◆ **What is expected**:
Omit every picture, then give all the entries again exactly.

┏━━

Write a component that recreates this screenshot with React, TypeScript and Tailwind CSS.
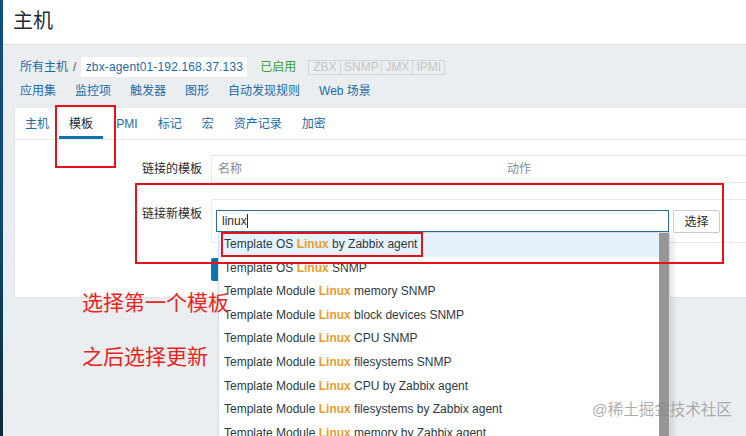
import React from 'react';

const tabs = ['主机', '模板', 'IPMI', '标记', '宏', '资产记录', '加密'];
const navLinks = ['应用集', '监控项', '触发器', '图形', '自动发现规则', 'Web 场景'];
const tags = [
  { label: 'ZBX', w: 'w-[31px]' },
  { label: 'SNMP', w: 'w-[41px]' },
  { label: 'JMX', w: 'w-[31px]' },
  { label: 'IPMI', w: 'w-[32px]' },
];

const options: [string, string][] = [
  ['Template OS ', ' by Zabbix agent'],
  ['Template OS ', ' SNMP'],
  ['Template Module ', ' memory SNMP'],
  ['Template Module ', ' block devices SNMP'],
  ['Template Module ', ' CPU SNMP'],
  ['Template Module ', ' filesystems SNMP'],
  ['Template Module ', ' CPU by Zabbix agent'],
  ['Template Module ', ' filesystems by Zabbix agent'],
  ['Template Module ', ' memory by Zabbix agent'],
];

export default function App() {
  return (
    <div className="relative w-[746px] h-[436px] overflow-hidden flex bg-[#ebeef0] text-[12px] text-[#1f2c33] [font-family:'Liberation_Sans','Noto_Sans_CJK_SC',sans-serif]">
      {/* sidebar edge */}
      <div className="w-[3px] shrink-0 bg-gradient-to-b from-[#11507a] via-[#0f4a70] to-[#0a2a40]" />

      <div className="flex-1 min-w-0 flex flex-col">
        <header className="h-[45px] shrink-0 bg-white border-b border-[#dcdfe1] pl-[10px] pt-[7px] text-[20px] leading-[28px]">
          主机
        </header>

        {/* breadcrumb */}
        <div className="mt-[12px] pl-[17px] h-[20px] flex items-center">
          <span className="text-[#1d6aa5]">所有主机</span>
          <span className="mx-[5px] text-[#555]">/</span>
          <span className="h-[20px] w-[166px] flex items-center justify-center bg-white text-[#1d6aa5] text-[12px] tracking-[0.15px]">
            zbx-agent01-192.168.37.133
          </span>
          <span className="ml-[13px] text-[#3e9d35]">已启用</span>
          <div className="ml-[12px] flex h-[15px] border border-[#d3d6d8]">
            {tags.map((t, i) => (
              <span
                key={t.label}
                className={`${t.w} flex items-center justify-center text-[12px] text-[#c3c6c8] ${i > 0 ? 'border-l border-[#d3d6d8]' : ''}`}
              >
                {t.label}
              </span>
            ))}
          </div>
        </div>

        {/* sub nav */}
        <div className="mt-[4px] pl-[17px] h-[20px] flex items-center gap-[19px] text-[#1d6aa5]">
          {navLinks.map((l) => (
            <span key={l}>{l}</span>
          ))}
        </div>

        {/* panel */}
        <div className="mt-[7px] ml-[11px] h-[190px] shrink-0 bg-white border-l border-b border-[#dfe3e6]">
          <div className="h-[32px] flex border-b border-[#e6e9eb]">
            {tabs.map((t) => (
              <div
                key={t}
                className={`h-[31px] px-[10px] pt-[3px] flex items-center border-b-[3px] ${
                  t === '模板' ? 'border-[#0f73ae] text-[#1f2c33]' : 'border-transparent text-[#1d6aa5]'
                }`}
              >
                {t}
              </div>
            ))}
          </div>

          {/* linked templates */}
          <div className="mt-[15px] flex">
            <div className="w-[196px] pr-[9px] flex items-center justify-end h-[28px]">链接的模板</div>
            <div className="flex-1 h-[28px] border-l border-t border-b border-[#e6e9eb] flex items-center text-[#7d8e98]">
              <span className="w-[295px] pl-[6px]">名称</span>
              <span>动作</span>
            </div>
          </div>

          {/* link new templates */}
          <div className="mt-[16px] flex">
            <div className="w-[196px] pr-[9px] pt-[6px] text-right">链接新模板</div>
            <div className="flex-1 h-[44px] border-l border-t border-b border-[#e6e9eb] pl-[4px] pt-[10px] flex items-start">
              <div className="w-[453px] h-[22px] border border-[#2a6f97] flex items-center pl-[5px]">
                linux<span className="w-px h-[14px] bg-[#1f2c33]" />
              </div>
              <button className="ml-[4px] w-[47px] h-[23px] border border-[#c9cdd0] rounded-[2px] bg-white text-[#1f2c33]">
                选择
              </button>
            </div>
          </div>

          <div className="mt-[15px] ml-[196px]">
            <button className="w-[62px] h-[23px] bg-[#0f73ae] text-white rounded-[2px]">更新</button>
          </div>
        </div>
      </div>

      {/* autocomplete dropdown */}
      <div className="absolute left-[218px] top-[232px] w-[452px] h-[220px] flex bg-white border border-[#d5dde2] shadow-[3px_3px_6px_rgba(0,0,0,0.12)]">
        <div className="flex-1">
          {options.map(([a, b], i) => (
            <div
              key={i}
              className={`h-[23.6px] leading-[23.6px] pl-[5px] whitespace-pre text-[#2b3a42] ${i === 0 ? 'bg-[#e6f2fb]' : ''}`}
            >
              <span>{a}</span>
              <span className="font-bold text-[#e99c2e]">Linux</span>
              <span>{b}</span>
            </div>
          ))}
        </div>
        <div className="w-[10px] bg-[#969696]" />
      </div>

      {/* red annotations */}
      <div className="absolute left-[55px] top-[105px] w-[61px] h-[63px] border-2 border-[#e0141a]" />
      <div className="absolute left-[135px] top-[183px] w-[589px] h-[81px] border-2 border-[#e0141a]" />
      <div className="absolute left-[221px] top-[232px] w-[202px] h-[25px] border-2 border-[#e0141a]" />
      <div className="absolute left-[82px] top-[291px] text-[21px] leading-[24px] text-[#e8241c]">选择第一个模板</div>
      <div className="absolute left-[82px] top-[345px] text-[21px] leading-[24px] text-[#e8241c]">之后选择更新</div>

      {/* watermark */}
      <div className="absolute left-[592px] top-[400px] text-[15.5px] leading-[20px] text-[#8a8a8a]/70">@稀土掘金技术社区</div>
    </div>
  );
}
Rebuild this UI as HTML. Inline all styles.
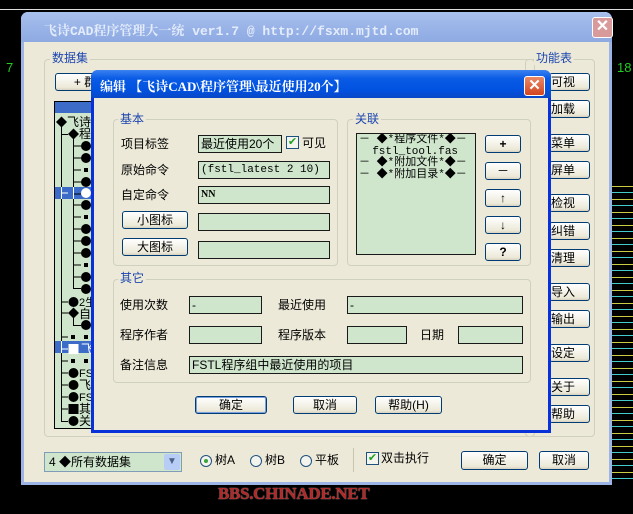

┗━━

◆ **Final result**:
Write a component that recreates this screenshot with React, TypeScript and Tailwind CSS.
import React from 'react';

const tabs = ['主机', '模板', 'IPMI', '标记', '宏', '资产记录', '加密'];
const navLinks = ['应用集', '监控项', '触发器', '图形', '自动发现规则', 'Web 场景'];
const tags = [
  { label: 'ZBX', w: 'w-[31px]' },
  { label: 'SNMP', w: 'w-[41px]' },
  { label: 'JMX', w: 'w-[31px]' },
  { label: 'IPMI', w: 'w-[32px]' },
];

const options: [string, string][] = [
  ['Template OS ', ' by Zabbix agent'],
  ['Template OS ', ' SNMP'],
  ['Template Module ', ' memory SNMP'],
  ['Template Module ', ' block devices SNMP'],
  ['Template Module ', ' CPU SNMP'],
  ['Template Module ', ' filesystems SNMP'],
  ['Template Module ', ' CPU by Zabbix agent'],
  ['Template Module ', ' filesystems by Zabbix agent'],
  ['Template Module ', ' memory by Zabbix agent'],
];

export default function App() {
  return (
    <div className="relative w-[746px] h-[436px] overflow-hidden flex bg-[#ebeef0] text-[12px] text-[#1f2c33] [font-family:'Liberation_Sans','Noto_Sans_CJK_SC',sans-serif]">
      {/* sidebar edge */}
      <div className="w-[3px] shrink-0 bg-gradient-to-b from-[#11507a] via-[#0f4a70] to-[#0a2a40]" />

      <div className="flex-1 min-w-0 flex flex-col">
        <header className="h-[45px] shrink-0 bg-white border-b border-[#dcdfe1] pl-[10px] pt-[7px] text-[20px] leading-[28px]">
          主机
        </header>

        {/* breadcrumb */}
        <div className="mt-[12px] pl-[17px] h-[20px] flex items-center">
          <span className="text-[#1d6aa5]">所有主机</span>
          <span className="mx-[5px] text-[#555]">/</span>
          <span className="h-[20px] w-[166px] flex items-center justify-center bg-white text-[#1d6aa5] text-[12px] tracking-[0.15px]">
            zbx-agent01-192.168.37.133
          </span>
          <span className="ml-[13px] text-[#3e9d35]">已启用</span>
          <div className="ml-[12px] flex h-[15px] border border-[#d3d6d8]">
            {tags.map((t, i) => (
              <span
                key={t.label}
                className={`${t.w} flex items-center justify-center text-[12px] text-[#c3c6c8] ${i > 0 ? 'border-l border-[#d3d6d8]' : ''}`}
              >
                {t.label}
              </span>
            ))}
          </div>
        </div>

        {/* sub nav */}
        <div className="mt-[4px] pl-[17px] h-[20px] flex items-center gap-[19px] text-[#1d6aa5]">
          {navLinks.map((l) => (
            <span key={l}>{l}</span>
          ))}
        </div>

        {/* panel */}
        <div className="mt-[7px] ml-[11px] h-[190px] shrink-0 bg-white border-l border-b border-[#dfe3e6]">
          <div className="h-[32px] flex border-b border-[#e6e9eb]">
            {tabs.map((t) => (
              <div
                key={t}
                className={`h-[31px] px-[10px] pt-[3px] flex items-center border-b-[3px] ${
                  t === '模板' ? 'border-[#0f73ae] text-[#1f2c33]' : 'border-transparent text-[#1d6aa5]'
                }`}
              >
                {t}
              </div>
            ))}
          </div>

          {/* linked templates */}
          <div className="mt-[15px] flex">
            <div className="w-[196px] pr-[9px] flex items-center justify-end h-[28px]">链接的模板</div>
            <div className="flex-1 h-[28px] border-l border-t border-b border-[#e6e9eb] flex items-center text-[#7d8e98]">
              <span className="w-[295px] pl-[6px]">名称</span>
              <span>动作</span>
            </div>
          </div>

          {/* link new templates */}
          <div className="mt-[16px] flex">
            <div className="w-[196px] pr-[9px] pt-[6px] text-right">链接新模板</div>
            <div className="flex-1 h-[44px] border-l border-t border-b border-[#e6e9eb] pl-[4px] pt-[10px] flex items-start">
              <div className="w-[453px] h-[22px] border border-[#2a6f97] flex items-center pl-[5px]">
                linux<span className="w-px h-[14px] bg-[#1f2c33]" />
              </div>
              <button className="ml-[4px] w-[47px] h-[23px] border border-[#c9cdd0] rounded-[2px] bg-white text-[#1f2c33]">
                选择
              </button>
            </div>
          </div>

          <div className="mt-[15px] ml-[196px]">
            <button className="w-[62px] h-[23px] bg-[#0f73ae] text-white rounded-[2px]">更新</button>
          </div>
        </div>
      </div>

      {/* autocomplete dropdown */}
      <div className="absolute left-[218px] top-[232px] w-[452px] h-[220px] flex bg-white border border-[#d5dde2] shadow-[3px_3px_6px_rgba(0,0,0,0.12)]">
        <div className="flex-1">
          {options.map(([a, b], i) => (
            <div
              key={i}
              className={`h-[23.6px] leading-[23.6px] pl-[5px] whitespace-pre text-[#2b3a42] ${i === 0 ? 'bg-[#e6f2fb]' : ''}`}
            >
              <span>{a}</span>
              <span className="font-bold text-[#e99c2e]">Linux</span>
              <span>{b}</span>
            </div>
          ))}
        </div>
        <div className="w-[10px] bg-[#969696]" />
      </div>

      {/* red annotations */}
      <div className="absolute left-[55px] top-[105px] w-[61px] h-[63px] border-2 border-[#e0141a]" />
      <div className="absolute left-[135px] top-[183px] w-[589px] h-[81px] border-2 border-[#e0141a]" />
      <div className="absolute left-[221px] top-[232px] w-[202px] h-[25px] border-2 border-[#e0141a]" />
      <div className="absolute left-[82px] top-[291px] text-[21px] leading-[24px] text-[#e8241c]">选择第一个模板</div>
      <div className="absolute left-[82px] top-[345px] text-[21px] leading-[24px] text-[#e8241c]">之后选择更新</div>

      {/* watermark */}
      <div className="absolute left-[592px] top-[400px] text-[15.5px] leading-[20px] text-[#8a8a8a]/70">@稀土掘金技术社区</div>
    </div>
  );
}
Rebuild this UI as HTML. Inline all styles.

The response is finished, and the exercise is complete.